Are you an undergrad?

I like you keeping your initial CAGR and Sharpe stats and leaving it at that. It's impressive enough that it will help get your foot in the door and it will certainly spark conversation in the interview, at which point you can expand on your other statistics.

Here's a piece of advice when interviewing with traders:

I've interviewed at several props and they respect honesty/self-awareness as much as anything. They were more impressed with me telling them how I initially blew half my account overtrading/what I learned from it than they were about one of my best trades ever. They want to see that you've suffered the mental anguish that will normally happen throughout the career of a trader. When you talk to them, I think it's perfectly fine to say you're up 90% for the year, but then talk about the massive silver drawdown you've had - AND how now you've implemented risk measures to reduce the volatility of your portfolio etc.

Macro Arb lists some other good statistics to follow -- def know % of winner trades, $ gained per average winning trade, $ loss per average losing trade, etc.

 

thank you gentlemen. i definitely do not imagine that my little retail trading account and record will impress any professional trader. i would rather convey that indeed i learned some hard lessons on my own nickel and even then i was able to get back on the horse after several major drawdowns and not make the same mistakes.

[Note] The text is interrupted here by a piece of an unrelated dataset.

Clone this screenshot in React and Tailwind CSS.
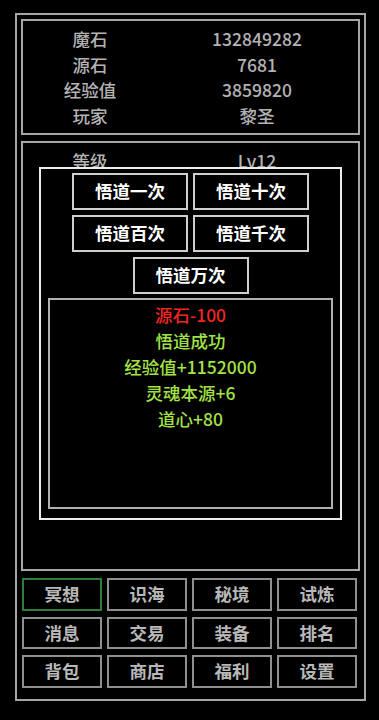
const stats = [
  ['魔石', '132849282'],
  ['源石', '7681'],
  ['经验值', '3859820'],
  ['玩家', '黎圣'],
]

const actions = ['悟道一次', '悟道十次', '悟道百次', '悟道千次']

const logs = [
  { text: '源石-100', color: 'text-[#f22525]' },
  { text: '悟道成功', color: 'text-[#a3e246]' },
  { text: '经验值+1152000', color: 'text-[#a3e246]' },
  { text: '灵魂本源+6', color: 'text-[#a3e246]' },
  { text: '道心+80', color: 'text-[#a3e246]' },
]

const menu = ['冥想', '识海', '秘境', '试炼', '消息', '交易', '装备', '排名', '背包', '商店', '福利', '设置']

function StatRow({ label, value }) {
  return (
    <div className="flex h-[25.8px] items-center text-[17.5px] font-medium text-[#b3b3b3]">
      <span className="w-[134px] text-center">{label}</span>
      <span className="ml-[33px] w-[134px] text-center">{value}</span>
    </div>
  )
}

export default function App() {
  return (
    <div
      className="h-[720px] w-full bg-black pt-[13px] pl-[15px]"
      style={{ fontFamily: '"Noto Sans CJK SC", "Noto Sans", sans-serif' }}
    >
      {/* 外框 */}
      <div className="h-[688px] w-[351px] border-2 border-[#a6a6a6] p-[4px]">
        {/* 资源 */}
        <div className="h-[116px] border-2 border-[#a6a6a6] pt-[5px]">
          {stats.map(([l, v]) => (
            <StatRow key={l} label={l} value={v} />
          ))}
        </div>

        {/* 主区域 */}
        <div className="relative mt-[6px] h-[430px] border-2 border-[#a6a6a6] pt-[5px]">
          <StatRow label="等级" value="Lv12" />

          {/* 悟道弹窗 */}
          <div className="absolute top-[24px] left-[16px] flex h-[353px] w-[303px] flex-col items-center border-2 border-[#ececec] bg-black px-[7px] pt-[4px] pb-[9px]">
            <div className="grid grid-cols-[116px_116px] gap-x-[5px] gap-y-[5px]">
              {actions.map((a) => (
                <button
                  key={a}
                  type="button"
                  className="h-[37px] border-2 border-[#cfcfcf] text-[17.5px] font-bold text-white"
                >
                  {a}
                </button>
              ))}
            </div>
            <button
              type="button"
              className="mt-[5px] h-[37px] w-[116px] border-2 border-[#cfcfcf] text-[17.5px] font-bold text-white"
            >
              悟道万次
            </button>

            {/* 日志 */}
            <div className="mt-[4px] w-full flex-1 border-2 border-[#b0b0b0] pt-[2px]">
              {logs.map((l) => (
                <p key={l.text} className={`h-[26px] text-center text-[17.5px] leading-[26px] font-medium ${l.color}`}>
                  {l.text}
                </p>
              ))}
            </div>
          </div>
        </div>

        {/* 菜单 */}
        <div className="mt-[7px] grid grid-cols-4 gap-x-[5px] gap-y-[6px] pr-[3px] pl-[1px]">
          {menu.map((m, i) => (
            <button
              key={m}
              type="button"
              className={`h-[32.5px] border-2 text-[17.5px] font-bold text-[#b8b8b8] ${
                i === 0 ? 'border-[#2f7d3a]' : 'border-[#8f8f8f]'
              }`}
            >
              {m}
            </button>
          ))}
        </div>
      </div>
    </div>
  )
}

MA, as for your earlier question, i don't trade with technicals or with any quantitative strategies. i do some simple pairs trading but i wouldn't presume to call that quantitative (i.e., short highly anticorrelated instruments with time decay and pick up the theta). i read bloomberg and a lot of other macro news sources, keep an eye on key daily stats (equity indices, rates/spreads, key FX crosses) and trade on gut. the strategy has not been bad for the past 24 months because so many market moves have been macro/policy driven.